▶

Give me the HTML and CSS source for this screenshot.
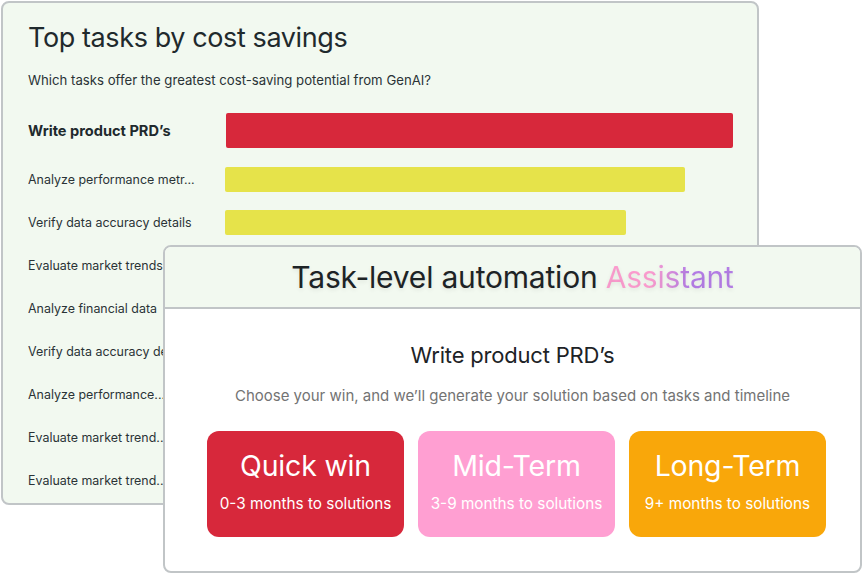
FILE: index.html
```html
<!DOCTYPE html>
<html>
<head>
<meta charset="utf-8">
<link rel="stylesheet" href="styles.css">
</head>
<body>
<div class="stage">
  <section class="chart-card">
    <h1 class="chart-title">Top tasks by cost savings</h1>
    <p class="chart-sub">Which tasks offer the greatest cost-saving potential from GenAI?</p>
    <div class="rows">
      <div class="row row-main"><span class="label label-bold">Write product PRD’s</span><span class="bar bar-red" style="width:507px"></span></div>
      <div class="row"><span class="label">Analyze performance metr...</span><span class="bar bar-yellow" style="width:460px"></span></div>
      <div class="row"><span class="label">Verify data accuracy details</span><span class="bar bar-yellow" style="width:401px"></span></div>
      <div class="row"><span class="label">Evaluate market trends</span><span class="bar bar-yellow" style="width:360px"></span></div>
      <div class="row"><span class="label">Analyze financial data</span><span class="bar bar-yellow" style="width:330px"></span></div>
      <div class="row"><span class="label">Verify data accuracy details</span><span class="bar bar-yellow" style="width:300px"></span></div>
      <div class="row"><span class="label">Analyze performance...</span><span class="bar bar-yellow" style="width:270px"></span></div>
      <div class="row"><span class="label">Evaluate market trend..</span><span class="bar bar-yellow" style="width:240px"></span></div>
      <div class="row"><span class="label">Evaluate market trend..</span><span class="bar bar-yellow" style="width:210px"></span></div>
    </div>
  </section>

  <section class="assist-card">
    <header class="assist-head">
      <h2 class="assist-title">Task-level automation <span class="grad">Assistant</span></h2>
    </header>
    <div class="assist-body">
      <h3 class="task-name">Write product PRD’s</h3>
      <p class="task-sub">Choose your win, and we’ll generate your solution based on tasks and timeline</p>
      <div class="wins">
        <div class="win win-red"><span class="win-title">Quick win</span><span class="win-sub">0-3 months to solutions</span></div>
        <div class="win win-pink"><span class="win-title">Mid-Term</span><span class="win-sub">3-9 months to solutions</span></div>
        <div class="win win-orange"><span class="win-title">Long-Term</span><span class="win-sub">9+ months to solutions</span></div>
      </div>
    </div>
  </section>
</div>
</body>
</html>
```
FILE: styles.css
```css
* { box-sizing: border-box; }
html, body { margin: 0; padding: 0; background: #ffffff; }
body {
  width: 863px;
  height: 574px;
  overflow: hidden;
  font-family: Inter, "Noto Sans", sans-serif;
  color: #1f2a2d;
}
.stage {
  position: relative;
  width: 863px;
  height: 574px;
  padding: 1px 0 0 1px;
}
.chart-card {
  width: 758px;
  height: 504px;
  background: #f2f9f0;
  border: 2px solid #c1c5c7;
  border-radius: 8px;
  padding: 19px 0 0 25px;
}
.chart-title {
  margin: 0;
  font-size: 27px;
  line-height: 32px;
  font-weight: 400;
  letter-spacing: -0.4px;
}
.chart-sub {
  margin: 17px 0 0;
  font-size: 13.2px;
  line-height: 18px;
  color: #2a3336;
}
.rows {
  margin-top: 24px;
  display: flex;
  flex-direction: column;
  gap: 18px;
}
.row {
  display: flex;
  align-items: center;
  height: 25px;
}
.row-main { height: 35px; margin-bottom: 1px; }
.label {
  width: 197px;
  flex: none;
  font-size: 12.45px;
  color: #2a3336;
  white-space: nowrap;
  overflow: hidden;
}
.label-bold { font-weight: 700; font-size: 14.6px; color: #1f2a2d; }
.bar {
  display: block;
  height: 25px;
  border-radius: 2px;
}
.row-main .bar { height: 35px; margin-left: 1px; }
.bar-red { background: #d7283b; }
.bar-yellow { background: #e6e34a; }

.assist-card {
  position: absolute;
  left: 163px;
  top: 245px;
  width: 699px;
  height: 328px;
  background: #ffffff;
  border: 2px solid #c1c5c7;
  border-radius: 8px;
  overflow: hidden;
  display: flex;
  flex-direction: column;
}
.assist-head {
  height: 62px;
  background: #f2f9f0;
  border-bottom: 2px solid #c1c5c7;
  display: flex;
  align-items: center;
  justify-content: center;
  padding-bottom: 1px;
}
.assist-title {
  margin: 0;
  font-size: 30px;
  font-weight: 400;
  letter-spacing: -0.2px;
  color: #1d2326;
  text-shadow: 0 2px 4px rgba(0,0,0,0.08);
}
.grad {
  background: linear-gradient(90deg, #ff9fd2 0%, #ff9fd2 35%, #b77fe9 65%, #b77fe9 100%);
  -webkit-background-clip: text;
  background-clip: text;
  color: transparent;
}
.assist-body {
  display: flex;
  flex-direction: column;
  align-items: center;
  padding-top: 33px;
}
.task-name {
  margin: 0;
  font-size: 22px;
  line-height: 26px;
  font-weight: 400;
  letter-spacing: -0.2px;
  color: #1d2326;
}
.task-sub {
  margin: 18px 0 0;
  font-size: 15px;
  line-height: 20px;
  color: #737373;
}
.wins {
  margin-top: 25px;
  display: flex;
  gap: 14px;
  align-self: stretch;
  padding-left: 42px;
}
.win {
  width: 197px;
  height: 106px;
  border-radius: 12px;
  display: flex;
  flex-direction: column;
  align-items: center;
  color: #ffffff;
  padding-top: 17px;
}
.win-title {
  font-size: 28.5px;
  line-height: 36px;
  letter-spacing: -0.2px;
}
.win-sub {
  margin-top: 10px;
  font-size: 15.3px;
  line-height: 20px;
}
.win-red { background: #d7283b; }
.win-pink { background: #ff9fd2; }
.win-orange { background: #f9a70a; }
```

◀

### Task goal:
Copy out all of the data word for word. Do not carry over any picture.

### Answer:
Give me the HTML and CSS source for this screenshot.
FILE: index.html
```html
<!DOCTYPE html>
<html>
<head>
<meta charset="utf-8">
<link rel="stylesheet" href="styles.css">
</head>
<body>
<div class="stage">
  <section class="chart-card">
    <h1 class="chart-title">Top tasks by cost savings</h1>
    <p class="chart-sub">Which tasks offer the greatest cost-saving potential from GenAI?</p>
    <div class="rows">
      <div class="row row-main"><span class="label label-bold">Write product PRD’s</span><span class="bar bar-red" style="width:507px"></span></div>
      <div class="row"><span class="label">Analyze performance metr...</span><span class="bar bar-yellow" style="width:460px"></span></div>
      <div class="row"><span class="label">Verify data accuracy details</span><span class="bar bar-yellow" style="width:401px"></span></div>
      <div class="row"><span class="label">Evaluate market trends</span><span class="bar bar-yellow" style="width:360px"></span></div>
      <div class="row"><span class="label">Analyze financial data</span><span class="bar bar-yellow" style="width:330px"></span></div>
      <div class="row"><span class="label">Verify data accuracy details</span><span class="bar bar-yellow" style="width:300px"></span></div>
      <div class="row"><span class="label">Analyze performance...</span><span class="bar bar-yellow" style="width:270px"></span></div>
      <div class="row"><span class="label">Evaluate market trend..</span><span class="bar bar-yellow" style="width:240px"></span></div>
      <div class="row"><span class="label">Evaluate market trend..</span><span class="bar bar-yellow" style="width:210px"></span></div>
    </div>
  </section>

  <section class="assist-card">
    <header class="assist-head">
      <h2 class="assist-title">Task-level automation <span class="grad">Assistant</span></h2>
    </header>
    <div class="assist-body">
      <h3 class="task-name">Write product PRD’s</h3>
      <p class="task-sub">Choose your win, and we’ll generate your solution based on tasks and timeline</p>
      <div class="wins">
        <div class="win win-red"><span class="win-title">Quick win</span><span class="win-sub">0-3 months to solutions</span></div>
        <div class="win win-pink"><span class="win-title">Mid-Term</span><span class="win-sub">3-9 months to solutions</span></div>
        <div class="win win-orange"><span class="win-title">Long-Term</span><span class="win-sub">9+ months to solutions</span></div>
      </div>
    </div>
  </section>
</div>
</body>
</html>
```
FILE: styles.css
```css
* { box-sizing: border-box; }
html, body { margin: 0; padding: 0; background: #ffffff; }
body {
  width: 863px;
  height: 574px;
  overflow: hidden;
  font-family: Inter, "Noto Sans", sans-serif;
  color: #1f2a2d;
}
.stage {
  position: relative;
  width: 863px;
  height: 574px;
  padding: 1px 0 0 1px;
}
.chart-card {
  width: 758px;
  height: 504px;
  background: #f2f9f0;
  border: 2px solid #c1c5c7;
  border-radius: 8px;
  padding: 19px 0 0 25px;
}
.chart-title {
  margin: 0;
  font-size: 27px;
  line-height: 32px;
  font-weight: 400;
  letter-spacing: -0.4px;
}
.chart-sub {
  margin: 17px 0 0;
  font-size: 13.2px;
  line-height: 18px;
  color: #2a3336;
}
.rows {
  margin-top: 24px;
  display: flex;
  flex-direction: column;
  gap: 18px;
}
.row {
  display: flex;
  align-items: center;
  height: 25px;
}
.row-main { height: 35px; margin-bottom: 1px; }
.label {
  width: 197px;
  flex: none;
  font-size: 12.45px;
  color: #2a3336;
  white-space: nowrap;
  overflow: hidden;
}
.label-bold { font-weight: 700; font-size: 14.6px; color: #1f2a2d; }
.bar {
  display: block;
  height: 25px;
  border-radius: 2px;
}
.row-main .bar { height: 35px; margin-left: 1px; }
.bar-red { background: #d7283b; }
.bar-yellow { background: #e6e34a; }

.assist-card {
  position: absolute;
  left: 163px;
  top: 245px;
  width: 699px;
  height: 328px;
  background: #ffffff;
  border: 2px solid #c1c5c7;
  border-radius: 8px;
  overflow: hidden;
  display: flex;
  flex-direction: column;
}
.assist-head {
  height: 62px;
  background: #f2f9f0;
  border-bottom: 2px solid #c1c5c7;
  display: flex;
  align-items: center;
  justify-content: center;
  padding-bottom: 1px;
}
.assist-title {
  margin: 0;
  font-size: 30px;
  font-weight: 400;
  letter-spacing: -0.2px;
  color: #1d2326;
  text-shadow: 0 2px 4px rgba(0,0,0,0.08);
}
.grad {
  background: linear-gradient(90deg, #ff9fd2 0%, #ff9fd2 35%, #b77fe9 65%, #b77fe9 100%);
  -webkit-background-clip: text;
  background-clip: text;
  color: transparent;
}
.assist-body {
  display: flex;
  flex-direction: column;
  align-items: center;
  padding-top: 33px;
}
.task-name {
  margin: 0;
  font-size: 22px;
  line-height: 26px;
  font-weight: 400;
  letter-spacing: -0.2px;
  color: #1d2326;
}
.task-sub {
  margin: 18px 0 0;
  font-size: 15px;
  line-height: 20px;
  color: #737373;
}
.wins {
  margin-top: 25px;
  display: flex;
  gap: 14px;
  align-self: stretch;
  padding-left: 42px;
}
.win {
  width: 197px;
  height: 106px;
  border-radius: 12px;
  display: flex;
  flex-direction: column;
  align-items: center;
  color: #ffffff;
  padding-top: 17px;
}
.win-title {
  font-size: 28.5px;
  line-height: 36px;
  letter-spacing: -0.2px;
}
.win-sub {
  margin-top: 10px;
  font-size: 15.3px;
  line-height: 20px;
}
.win-red { background: #d7283b; }
.win-pink { background: #ff9fd2; }
.win-orange { background: #f9a70a; }
```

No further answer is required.